At St. Elias Church, we have restored the practice of having the body of the orthodox Christian placed in the church rather than the funeral home, at least for the evening before the Funeral. If done so, in this setting it is possible to divide the service over two evenings: The first evening to Psalm 50 and the Panakhyda; the second evening from Psalm 50, through the Canon, and concluding once again with the Panakhyda. By tradition, the Psalter is read between services.
On the day of burial itself, the service is taken as on the first evening. Then, just before Psalm 50, the singers may proceed immediately to the Stichera of St. John Damascene and the subsequent readings. In parishes where the custom has been established and pastoral prudence warrants a Funeral Divine Liturgy, it is suggested that this follow the Epistle and Gospel Readings. The Final Kiss and concluding rites take place after the Ambo Prayer.
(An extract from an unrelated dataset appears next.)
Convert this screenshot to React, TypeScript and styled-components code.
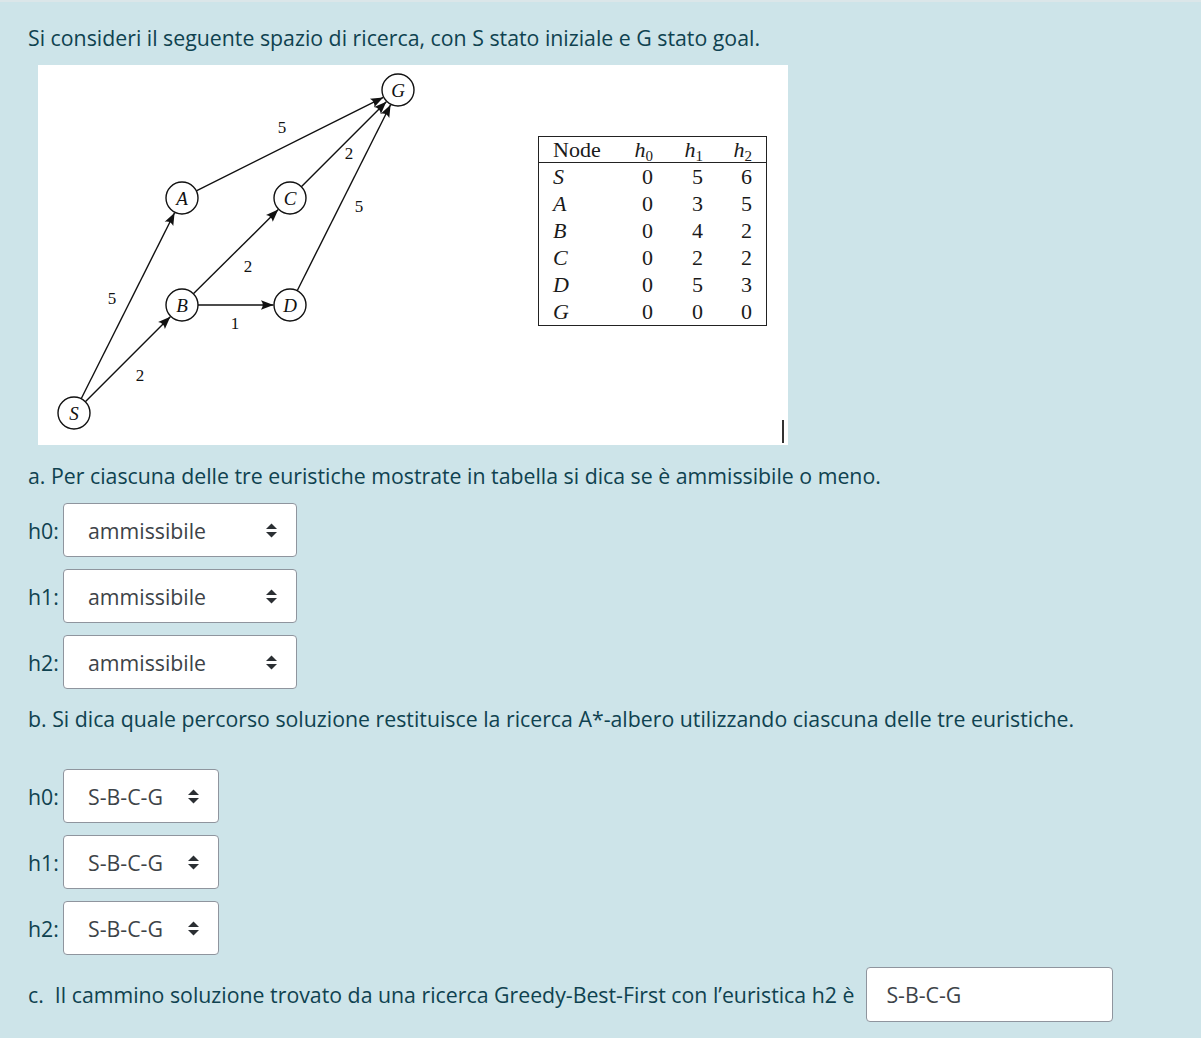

PARASTAS - This is the memorial service of the Greek Catholic Church. Those requesting the service bring a loaf of sweet bread or a bowl of "kutya" (“kolyvo”) to be placed on the tetrapod and shared after the service in memory of the reposed. At one time this was the standard memorial service. However, due to its complexity and length and the change of venue of the service from the church to the funeral home, the service today is often reduced to its conclusion, the brief Panakhyda. For a number of reasons, where the community is able, it is recommended that the Parastas be restored to use.
Please note that the above requires a prepared and dedicated group of singers and a parish community that is capable of this departure from its usual practice. Time will show whether such a development will be for the edification and salvation of souls.